For 5-fold cross validation, the data set is split into 5 roughly equal-sized parts firstly,
and then we fit the model to four parts of the data and calculate the error rate of the other part.
The process is repeated 5 times so that every part can be predicted as a validation set. To observe the stability of models,
we repeated the cross validation program 10 times to report standard deviations of each statistics. For the external validation,
the data were split in two parts for the validation step: compounds were clustered and assigned a cluster number. Clusters with an
odd number were assigned to the test set, and the clusters with an even number were assigned to the training set.

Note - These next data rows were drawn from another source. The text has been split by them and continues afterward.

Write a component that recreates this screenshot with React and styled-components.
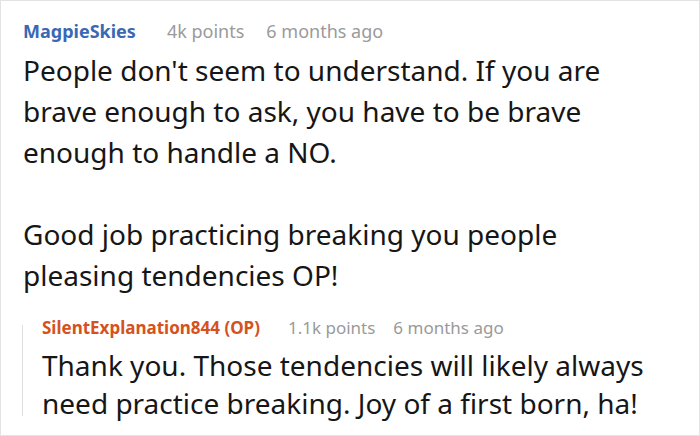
import React from "react";
import styled, { createGlobalStyle } from "styled-components";

const Global = createGlobalStyle`
  html, body { margin: 0; padding: 0; background: #fff; }
  body { font-family: "Noto Sans", "Open Sans", sans-serif; }
`;

const Card = styled.div`
  box-sizing: border-box;
  width: 700px;
  height: 436px;
  border: 1px solid #e3e3e3;
  padding: 16px 50px 0 22px;
  overflow: hidden;
`;

const Meta = styled.div`
  display: flex;
  align-items: baseline;
  gap: ${(p) => (p.$small ? 18 : 22)}px;
  font-size: ${(p) => (p.$small ? 17 : 18)}px;
  line-height: 28px;
  color: #9a9a9a;
  white-space: nowrap;
`;

const Author = styled.span`
  font-weight: 700;
  color: ${(p) => p.$color};
  margin-right: ${(p) => (p.$small ? 10 : 9)}px;
`;

const Body = styled.p`
  margin: ${(p) => p.$mt || 0}px 0 0;
  font-size: 28px;
  line-height: ${(p) => (p.$small ? 38 : 41)}px;
  color: #161616;
`;

const Reply = styled.div`
  position: relative;
  margin: 18px -40px 0 0;
  padding-left: 19px;
  &::before {
    content: "";
    position: absolute;
    left: -1px;
    top: 11px;
    bottom: 6px;
    width: 1px;
    background: #dedede;
  }
`;

export default function App() {
  return (
    <>
      <Global />
      <Card>
        <Meta>
          <Author $color="#3a68b4">MagpieSkies</Author>
          <span>4k points</span>
          <span>6 months ago</span>
        </Meta>
        <Body $mt={5}>
          People don't seem to understand. If you are brave enough to ask, you have to be brave enough to handle a NO.
        </Body>
        <Body $mt={41}>
          Good job practicing breaking you people pleasing tendencies OP!
        </Body>
        <Reply>
          <Meta $small>
            <Author $small $color="#d5521c">SilentExplanation844 (OP)</Author>
            <span>1.1k points</span>
            <span>6 months ago</span>
          </Meta>
          <Body $small $mt={4}>
            Thank you. Those tendencies will likely always need practice breaking. Joy of a first born, ha!
          </Body>
        </Reply>
      </Card>
    </>
  );
}
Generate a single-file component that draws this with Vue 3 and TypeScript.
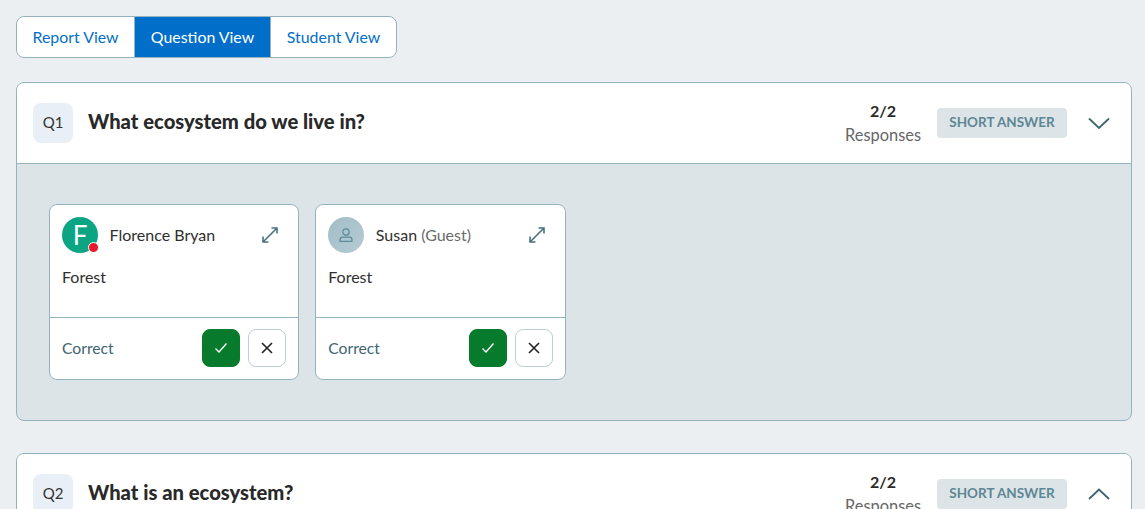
<script setup lang="ts">
interface Resp { name: string; guest?: boolean; initial?: string }
const responses: Resp[] = [
  { name: 'Florence Bryan', initial: 'F' },
  { name: 'Susan', guest: true },
]
const tabs = ['Report View', 'Question View', 'Student View']
</script>

<template>
  <div class="page">
    <div class="tabs">
      <button v-for="(t, i) in tabs" :key="t" class="tab" :class="{ active: i === 1 }">{{ t }}</button>
    </div>

    <section class="question">
      <header class="qhead">
        <div class="qnum">Q1</div>
        <h2 class="qtitle">What ecosystem do we live in?</h2>
        <div class="count"><b>2/2</b><span>Responses</span></div>
        <div class="chip">SHORT ANSWER</div>
        <svg class="chev" width="24" height="14" viewBox="0 0 24 14" fill="none"><path d="M2 2.5 12 12 22 2.5" stroke="#3f6470" stroke-width="1.8" /></svg>
      </header>
      <div class="qbody">
        <article v-for="r in responses" :key="r.name" class="resp">
          <div class="rtop">
            <div class="avatar" :class="{ guest: r.guest }">
              <template v-if="r.initial">{{ r.initial }}<i class="dot"></i></template>
              <svg v-else width="16" height="16" viewBox="0 0 16 16" fill="none" stroke="#5d8a9a" stroke-width="1.2">
                <circle cx="8" cy="5" r="3.2" />
                <path d="M2 14.4v-1.6c0-1.6 1.2-2.6 2.8-2.6h6.4c1.6 0 2.8 1 2.8 2.6v1.6z" stroke-linejoin="round" />
              </svg>
            </div>
            <div class="name">{{ r.name }}<span v-if="r.guest" class="guest-label"> (Guest)</span></div>
            <svg class="expand" width="18" height="18" viewBox="0 0 18 18" fill="none" stroke="#4a7281" stroke-width="1.6">
              <path d="M2 16 16 2M10.5 2H16V7.5M2 10.5V16H7.5" />
            </svg>
          </div>
          <div class="answer">Forest</div>
          <div class="rfoot">
            <span class="correct">Correct</span>
            <button class="mark yes">
              <svg width="14" height="12" viewBox="0 0 14 12" fill="none" stroke="#fff" stroke-width="1.3"><path d="M1.5 6.5 5 10 12.5 1.5" /></svg>
            </button>
            <button class="mark no">
              <svg width="12" height="12" viewBox="0 0 12 12" fill="none" stroke="#222" stroke-width="1.6"><path d="M1 1 11 11M11 1 1 11" /></svg>
            </button>
          </div>
        </article>
      </div>
    </section>

    <section class="question second">
      <header class="qhead">
        <div class="qnum">Q2</div>
        <h2 class="qtitle">What is an ecosystem?</h2>
        <div class="count"><b>2/2</b><span>Responses</span></div>
        <div class="chip">SHORT ANSWER</div>
        <svg class="chev" width="24" height="14" viewBox="0 0 24 14" fill="none"><path d="M2 12 12 2.5 22 12" stroke="#3f6470" stroke-width="1.8" /></svg>
      </header>
    </section>
  </div>
</template>

<style>
html, body { margin: 0; background: #ebeff2; overflow: hidden; }
</style>

<style scoped>
.page {
  height: 509px;
  overflow: hidden;
  box-sizing: border-box;
  padding: 16px 13px 0 16px;
  font-family: Lato, "Liberation Sans", sans-serif;
  color: #2a2a2a;
  display: flex;
  flex-direction: column;
  align-items: stretch;
}
.tabs {
  flex: none;
  display: flex;
  align-self: flex-start;
  height: 42px;
  box-sizing: border-box;
  border: 1px solid #95b3bf;
  border-radius: 8px;
  background: #fff;
  overflow: hidden;
  margin-bottom: 24px;
}
.tab {
  border: 0;
  background: transparent;
  font: inherit;
  font-size: 15.9px;
  color: #016fc9;
  padding: 0 0 2px;
  width: 117px;
}
.tab:nth-child(2) {
  width: 137px;
  background: #016fc9;
  color: #fff;
  border-left: 1px solid #95b3bf;
  border-right: 1px solid #95b3bf;
}
.tab:nth-child(3) { width: 125px; }
.question {
  flex: none;
  border: 1px solid #95b3bf;
  border-radius: 8px;
  background: #dce4e7;
  overflow: hidden;
  margin-bottom: 32px;
}
.qhead {
  height: 80px;
  background: #fff;
  border-bottom: 1px solid #95b3bf;
  display: flex;
  align-items: center;
  padding: 0 20px 0 16px;
}
.qnum {
  width: 40px;
  height: 40px;
  box-sizing: border-box;
  padding-bottom: 2px;
  border-radius: 8px;
  background: #e9eff6;
  display: flex;
  align-items: center;
  justify-content: center;
  font-size: 15px;
  color: #333;
  margin-right: 15px;
}
.qtitle {
  flex: 1;
  margin: 0 0 4px;
  font-size: 20.2px;
  font-weight: 900;
  color: #292929;
}
.count {
  display: flex;
  flex-direction: column;
  align-items: center;
  font-size: 16.4px;
  line-height: 24px;
  color: #666;
  margin-right: 16px;
  margin-bottom: 1px;
}
.count b { color: #2a2a2a; font-weight: 700; font-size: 16px; }
.chip {
  width: 130px;
  height: 30px;
  box-sizing: border-box;
  padding-bottom: 2px;
  border-radius: 4px;
  background: #dce4e7;
  color: #5d8794;
  font-size: 13.5px;
  font-weight: 700;
  display: flex;
  align-items: center;
  justify-content: center;
  margin-right: 20px;
}
.chev { flex: none; }
.qbody {
  height: 256px;
  box-sizing: border-box;
  padding: 40px 32px;
  display: flex;
  gap: 16px;
  align-items: flex-start;
}
.resp {
  width: 250.25px;
  height: 176px;
  box-sizing: border-box;
  border: 1px solid #95b3bf;
  border-radius: 8px;
  background: #fff;
  display: flex;
  flex-direction: column;
}
.rtop {
  display: flex;
  align-items: center;
  padding: 12px 12px 0;
  height: 36px;
}
.avatar {
  position: relative;
  width: 36px;
  height: 36px;
  flex: none;
  border-radius: 50%;
  background: #0ba583;
  color: #fff;
  font-size: 26px;
  display: flex;
  align-items: center;
  justify-content: center;
  margin-right: 11.6px;
}
.avatar.guest { background: linear-gradient(135deg, #a1bcc6, #b7ccd4); }
.dot {
  position: absolute;
  right: -1px;
  bottom: 0;
  width: 9px;
  height: 9px;
  border-radius: 50%;
  background: #e8192c;
  border: 1.5px solid #fff;
}
.name { flex: 1; font-size: 16px; color: #2f2f2f; margin-top: -2px; }
.guest-label { color: #6b6b6b; }
.expand { margin-right: 7px; }
.answer {
  font-size: 16px;
  padding: 14px 12px 0;
  flex: 1;
  color: #2f2f2f;
  line-height: 19px;
}
.rfoot {
  height: 62px;
  box-sizing: border-box;
  border-top: 1px solid #95b3bf;
  display: flex;
  align-items: center;
  padding: 0 12px 1px;
  gap: 8px;
}
.correct { flex: 1; color: #3f6472; font-size: 15.7px; }
.mark {
  width: 38px;
  height: 38px;
  padding: 0;
  border-radius: 8px;
  display: flex;
  align-items: center;
  justify-content: center;
  background: #fff;
  border: 1px solid #bccfd6;
}
.mark.yes { background: #077a2b; border-color: #077a2b; }
</style>
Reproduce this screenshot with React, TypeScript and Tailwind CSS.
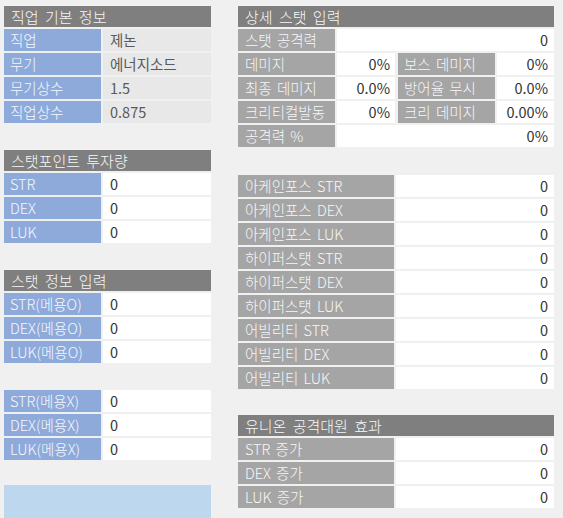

Models were built with the training set, and the test set was scored. Finally, a model was built with all data and scored against
itself – the training set and whole set should provide similar validation statistics. Statistics on the performance
of the models were reported, including commonly used ones in classification schemes: accuracy, sensitivity, specificity,
AUC, Matthews correlation coefficient (MCC) and F-score values. The cut-off providing the best MCC value was adopted, as they
are shown to provide better performance. Furthermore, two analyses were used to assess the performance of the different models.
The first analysis provides an overall score and does not need to specify a cut-off for distinguishing active from inactive compounds.
The area under the receiver operating characteristic (ROC) curve provides an indication of the ability of the model to prioritize active
compounds over inactive compounds.
The ROC curve is the plot of the true positive versus the false positive rate.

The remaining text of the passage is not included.